------ GIVEN INFORMATION
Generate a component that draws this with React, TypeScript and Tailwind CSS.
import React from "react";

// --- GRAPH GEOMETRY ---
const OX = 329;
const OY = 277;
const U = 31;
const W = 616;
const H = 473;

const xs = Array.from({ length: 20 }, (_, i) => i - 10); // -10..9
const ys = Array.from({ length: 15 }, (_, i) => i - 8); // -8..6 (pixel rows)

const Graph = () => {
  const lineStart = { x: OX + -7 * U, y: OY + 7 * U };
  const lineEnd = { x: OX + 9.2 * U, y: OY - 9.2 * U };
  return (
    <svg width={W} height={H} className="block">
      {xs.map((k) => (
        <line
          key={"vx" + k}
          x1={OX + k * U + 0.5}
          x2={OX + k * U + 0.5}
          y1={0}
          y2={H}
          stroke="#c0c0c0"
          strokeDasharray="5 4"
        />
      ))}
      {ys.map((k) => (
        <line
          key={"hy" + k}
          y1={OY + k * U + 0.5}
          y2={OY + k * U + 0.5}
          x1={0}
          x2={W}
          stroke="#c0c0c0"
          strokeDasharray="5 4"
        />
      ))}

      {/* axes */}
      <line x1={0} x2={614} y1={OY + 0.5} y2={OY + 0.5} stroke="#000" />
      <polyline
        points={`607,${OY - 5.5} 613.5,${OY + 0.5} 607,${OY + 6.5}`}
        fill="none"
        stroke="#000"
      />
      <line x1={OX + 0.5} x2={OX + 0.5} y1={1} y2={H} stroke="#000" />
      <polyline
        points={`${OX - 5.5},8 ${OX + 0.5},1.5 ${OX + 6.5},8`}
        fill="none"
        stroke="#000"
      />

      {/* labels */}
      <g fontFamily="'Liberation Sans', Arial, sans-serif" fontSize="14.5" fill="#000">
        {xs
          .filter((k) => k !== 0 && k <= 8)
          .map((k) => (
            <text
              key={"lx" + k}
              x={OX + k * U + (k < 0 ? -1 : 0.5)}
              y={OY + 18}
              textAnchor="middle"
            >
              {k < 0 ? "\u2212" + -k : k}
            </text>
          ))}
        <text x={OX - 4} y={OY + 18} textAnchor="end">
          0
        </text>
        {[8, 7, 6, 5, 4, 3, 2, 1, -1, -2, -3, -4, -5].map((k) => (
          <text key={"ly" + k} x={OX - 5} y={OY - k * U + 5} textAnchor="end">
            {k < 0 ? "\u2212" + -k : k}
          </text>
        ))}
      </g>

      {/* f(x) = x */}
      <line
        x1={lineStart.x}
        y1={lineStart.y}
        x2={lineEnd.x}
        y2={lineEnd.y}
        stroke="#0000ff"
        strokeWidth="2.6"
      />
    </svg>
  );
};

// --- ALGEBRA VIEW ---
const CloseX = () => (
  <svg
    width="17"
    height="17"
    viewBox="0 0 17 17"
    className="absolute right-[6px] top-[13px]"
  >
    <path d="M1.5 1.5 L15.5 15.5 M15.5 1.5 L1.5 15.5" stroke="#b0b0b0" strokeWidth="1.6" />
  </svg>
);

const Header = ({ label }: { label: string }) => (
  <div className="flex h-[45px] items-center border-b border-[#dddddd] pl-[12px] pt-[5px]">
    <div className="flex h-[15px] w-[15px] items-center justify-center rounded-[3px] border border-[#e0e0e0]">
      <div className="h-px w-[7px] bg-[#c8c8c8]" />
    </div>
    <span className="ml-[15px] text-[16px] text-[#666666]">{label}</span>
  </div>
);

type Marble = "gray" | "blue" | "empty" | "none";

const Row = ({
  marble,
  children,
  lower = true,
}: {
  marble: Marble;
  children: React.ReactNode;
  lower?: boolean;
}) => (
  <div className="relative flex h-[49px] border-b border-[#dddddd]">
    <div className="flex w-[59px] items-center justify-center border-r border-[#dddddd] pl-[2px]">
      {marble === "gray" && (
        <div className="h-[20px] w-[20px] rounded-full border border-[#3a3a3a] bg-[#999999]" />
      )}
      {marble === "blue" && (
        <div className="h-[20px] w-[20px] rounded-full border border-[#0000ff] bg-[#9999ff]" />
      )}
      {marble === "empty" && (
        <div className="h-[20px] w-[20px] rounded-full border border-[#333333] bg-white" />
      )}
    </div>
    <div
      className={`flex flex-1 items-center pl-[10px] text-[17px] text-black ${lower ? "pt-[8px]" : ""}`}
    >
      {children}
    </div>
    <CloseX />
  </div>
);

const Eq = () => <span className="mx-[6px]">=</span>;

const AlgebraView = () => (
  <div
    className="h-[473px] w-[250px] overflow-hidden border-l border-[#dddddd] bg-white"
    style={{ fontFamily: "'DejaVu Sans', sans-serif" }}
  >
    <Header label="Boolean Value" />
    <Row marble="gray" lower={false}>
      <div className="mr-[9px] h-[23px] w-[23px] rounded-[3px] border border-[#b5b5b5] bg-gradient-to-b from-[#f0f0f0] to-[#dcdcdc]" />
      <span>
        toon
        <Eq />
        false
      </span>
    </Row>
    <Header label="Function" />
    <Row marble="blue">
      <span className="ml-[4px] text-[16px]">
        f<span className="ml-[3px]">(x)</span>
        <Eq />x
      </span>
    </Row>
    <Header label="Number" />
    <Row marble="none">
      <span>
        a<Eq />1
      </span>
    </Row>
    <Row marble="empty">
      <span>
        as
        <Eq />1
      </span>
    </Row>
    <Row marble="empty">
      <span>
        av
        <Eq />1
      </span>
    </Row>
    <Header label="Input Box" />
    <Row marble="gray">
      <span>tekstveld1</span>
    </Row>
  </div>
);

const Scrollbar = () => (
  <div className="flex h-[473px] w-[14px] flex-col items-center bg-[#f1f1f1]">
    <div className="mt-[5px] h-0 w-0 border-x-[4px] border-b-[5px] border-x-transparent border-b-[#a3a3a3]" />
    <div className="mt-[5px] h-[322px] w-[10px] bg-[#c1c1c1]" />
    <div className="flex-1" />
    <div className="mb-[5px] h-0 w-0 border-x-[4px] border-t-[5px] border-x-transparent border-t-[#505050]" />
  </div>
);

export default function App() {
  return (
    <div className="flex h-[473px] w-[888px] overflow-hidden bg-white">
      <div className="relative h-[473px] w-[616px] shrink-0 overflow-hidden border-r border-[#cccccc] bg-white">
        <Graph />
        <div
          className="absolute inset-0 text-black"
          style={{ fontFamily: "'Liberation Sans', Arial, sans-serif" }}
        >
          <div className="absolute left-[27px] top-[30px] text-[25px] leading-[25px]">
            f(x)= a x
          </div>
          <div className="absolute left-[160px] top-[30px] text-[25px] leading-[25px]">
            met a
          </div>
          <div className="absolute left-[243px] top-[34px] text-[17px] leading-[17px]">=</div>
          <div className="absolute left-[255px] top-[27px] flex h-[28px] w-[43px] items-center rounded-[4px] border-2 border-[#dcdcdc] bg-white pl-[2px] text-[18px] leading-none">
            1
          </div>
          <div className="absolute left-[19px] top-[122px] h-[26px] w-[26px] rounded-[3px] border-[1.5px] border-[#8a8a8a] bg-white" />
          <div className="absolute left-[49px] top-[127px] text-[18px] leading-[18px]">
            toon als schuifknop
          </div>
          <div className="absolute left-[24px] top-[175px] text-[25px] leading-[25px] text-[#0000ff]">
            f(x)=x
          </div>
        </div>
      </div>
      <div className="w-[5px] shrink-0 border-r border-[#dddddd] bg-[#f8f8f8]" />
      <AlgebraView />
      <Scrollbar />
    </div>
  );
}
------------
__YOUR TASK__. Repeat the material word for word, in full.

__WRITTEN SOLUTION__.
Generate a component that draws this with React, TypeScript and Tailwind CSS.
import React from "react";

// --- GRAPH GEOMETRY ---
const OX = 329;
const OY = 277;
const U = 31;
const W = 616;
const H = 473;

const xs = Array.from({ length: 20 }, (_, i) => i - 10); // -10..9
const ys = Array.from({ length: 15 }, (_, i) => i - 8); // -8..6 (pixel rows)

const Graph = () => {
  const lineStart = { x: OX + -7 * U, y: OY + 7 * U };
  const lineEnd = { x: OX + 9.2 * U, y: OY - 9.2 * U };
  return (
    <svg width={W} height={H} className="block">
      {xs.map((k) => (
        <line
          key={"vx" + k}
          x1={OX + k * U + 0.5}
          x2={OX + k * U + 0.5}
          y1={0}
          y2={H}
          stroke="#c0c0c0"
          strokeDasharray="5 4"
        />
      ))}
      {ys.map((k) => (
        <line
          key={"hy" + k}
          y1={OY + k * U + 0.5}
          y2={OY + k * U + 0.5}
          x1={0}
          x2={W}
          stroke="#c0c0c0"
          strokeDasharray="5 4"
        />
      ))}

      {/* axes */}
      <line x1={0} x2={614} y1={OY + 0.5} y2={OY + 0.5} stroke="#000" />
      <polyline
        points={`607,${OY - 5.5} 613.5,${OY + 0.5} 607,${OY + 6.5}`}
        fill="none"
        stroke="#000"
      />
      <line x1={OX + 0.5} x2={OX + 0.5} y1={1} y2={H} stroke="#000" />
      <polyline
        points={`${OX - 5.5},8 ${OX + 0.5},1.5 ${OX + 6.5},8`}
        fill="none"
        stroke="#000"
      />

      {/* labels */}
      <g fontFamily="'Liberation Sans', Arial, sans-serif" fontSize="14.5" fill="#000">
        {xs
          .filter((k) => k !== 0 && k <= 8)
          .map((k) => (
            <text
              key={"lx" + k}
              x={OX + k * U + (k < 0 ? -1 : 0.5)}
              y={OY + 18}
              textAnchor="middle"
            >
              {k < 0 ? "\u2212" + -k : k}
            </text>
          ))}
        <text x={OX - 4} y={OY + 18} textAnchor="end">
          0
        </text>
        {[8, 7, 6, 5, 4, 3, 2, 1, -1, -2, -3, -4, -5].map((k) => (
          <text key={"ly" + k} x={OX - 5} y={OY - k * U + 5} textAnchor="end">
            {k < 0 ? "\u2212" + -k : k}
          </text>
        ))}
      </g>

      {/* f(x) = x */}
      <line
        x1={lineStart.x}
        y1={lineStart.y}
        x2={lineEnd.x}
        y2={lineEnd.y}
        stroke="#0000ff"
        strokeWidth="2.6"
      />
    </svg>
  );
};

// --- ALGEBRA VIEW ---
const CloseX = () => (
  <svg
    width="17"
    height="17"
    viewBox="0 0 17 17"
    className="absolute right-[6px] top-[13px]"
  >
    <path d="M1.5 1.5 L15.5 15.5 M15.5 1.5 L1.5 15.5" stroke="#b0b0b0" strokeWidth="1.6" />
  </svg>
);

const Header = ({ label }: { label: string }) => (
  <div className="flex h-[45px] items-center border-b border-[#dddddd] pl-[12px] pt-[5px]">
    <div className="flex h-[15px] w-[15px] items-center justify-center rounded-[3px] border border-[#e0e0e0]">
      <div className="h-px w-[7px] bg-[#c8c8c8]" />
    </div>
    <span className="ml-[15px] text-[16px] text-[#666666]">{label}</span>
  </div>
);

type Marble = "gray" | "blue" | "empty" | "none";

const Row = ({
  marble,
  children,
  lower = true,
}: {
  marble: Marble;
  children: React.ReactNode;
  lower?: boolean;
}) => (
  <div className="relative flex h-[49px] border-b border-[#dddddd]">
    <div className="flex w-[59px] items-center justify-center border-r border-[#dddddd] pl-[2px]">
      {marble === "gray" && (
        <div className="h-[20px] w-[20px] rounded-full border border-[#3a3a3a] bg-[#999999]" />
      )}
      {marble === "blue" && (
        <div className="h-[20px] w-[20px] rounded-full border border-[#0000ff] bg-[#9999ff]" />
      )}
      {marble === "empty" && (
        <div className="h-[20px] w-[20px] rounded-full border border-[#333333] bg-white" />
      )}
    </div>
    <div
      className={`flex flex-1 items-center pl-[10px] text-[17px] text-black ${lower ? "pt-[8px]" : ""}`}
    >
      {children}
    </div>
    <CloseX />
  </div>
);

const Eq = () => <span className="mx-[6px]">=</span>;

const AlgebraView = () => (
  <div
    className="h-[473px] w-[250px] overflow-hidden border-l border-[#dddddd] bg-white"
    style={{ fontFamily: "'DejaVu Sans', sans-serif" }}
  >
    <Header label="Boolean Value" />
    <Row marble="gray" lower={false}>
      <div className="mr-[9px] h-[23px] w-[23px] rounded-[3px] border border-[#b5b5b5] bg-gradient-to-b from-[#f0f0f0] to-[#dcdcdc]" />
      <span>
        toon
        <Eq />
        false
      </span>
    </Row>
    <Header label="Function" />
    <Row marble="blue">
      <span className="ml-[4px] text-[16px]">
        f<span className="ml-[3px]">(x)</span>
        <Eq />x
      </span>
    </Row>
    <Header label="Number" />
    <Row marble="none">
      <span>
        a<Eq />1
      </span>
    </Row>
    <Row marble="empty">
      <span>
        as
        <Eq />1
      </span>
    </Row>
    <Row marble="empty">
      <span>
        av
        <Eq />1
      </span>
    </Row>
    <Header label="Input Box" />
    <Row marble="gray">
      <span>tekstveld1</span>
    </Row>
  </div>
);

const Scrollbar = () => (
  <div className="flex h-[473px] w-[14px] flex-col items-center bg-[#f1f1f1]">
    <div className="mt-[5px] h-0 w-0 border-x-[4px] border-b-[5px] border-x-transparent border-b-[#a3a3a3]" />
    <div className="mt-[5px] h-[322px] w-[10px] bg-[#c1c1c1]" />
    <div className="flex-1" />
    <div className="mb-[5px] h-0 w-0 border-x-[4px] border-t-[5px] border-x-transparent border-t-[#505050]" />
  </div>
);

export default function App() {
  return (
    <div className="flex h-[473px] w-[888px] overflow-hidden bg-white">
      <div className="relative h-[473px] w-[616px] shrink-0 overflow-hidden border-r border-[#cccccc] bg-white">
        <Graph />
        <div
          className="absolute inset-0 text-black"
          style={{ fontFamily: "'Liberation Sans', Arial, sans-serif" }}
        >
          <div className="absolute left-[27px] top-[30px] text-[25px] leading-[25px]">
            f(x)= a x
          </div>
          <div className="absolute left-[160px] top-[30px] text-[25px] leading-[25px]">
            met a
          </div>
          <div className="absolute left-[243px] top-[34px] text-[17px] leading-[17px]">=</div>
          <div className="absolute left-[255px] top-[27px] flex h-[28px] w-[43px] items-center rounded-[4px] border-2 border-[#dcdcdc] bg-white pl-[2px] text-[18px] leading-none">
            1
          </div>
          <div className="absolute left-[19px] top-[122px] h-[26px] w-[26px] rounded-[3px] border-[1.5px] border-[#8a8a8a] bg-white" />
          <div className="absolute left-[49px] top-[127px] text-[18px] leading-[18px]">
            toon als schuifknop
          </div>
          <div className="absolute left-[24px] top-[175px] text-[25px] leading-[25px] text-[#0000ff]">
            f(x)=x
          </div>
        </div>
      </div>
      <div className="w-[5px] shrink-0 border-r border-[#dddddd] bg-[#f8f8f8]" />
      <AlgebraView />
      <Scrollbar />
    </div>
  );
}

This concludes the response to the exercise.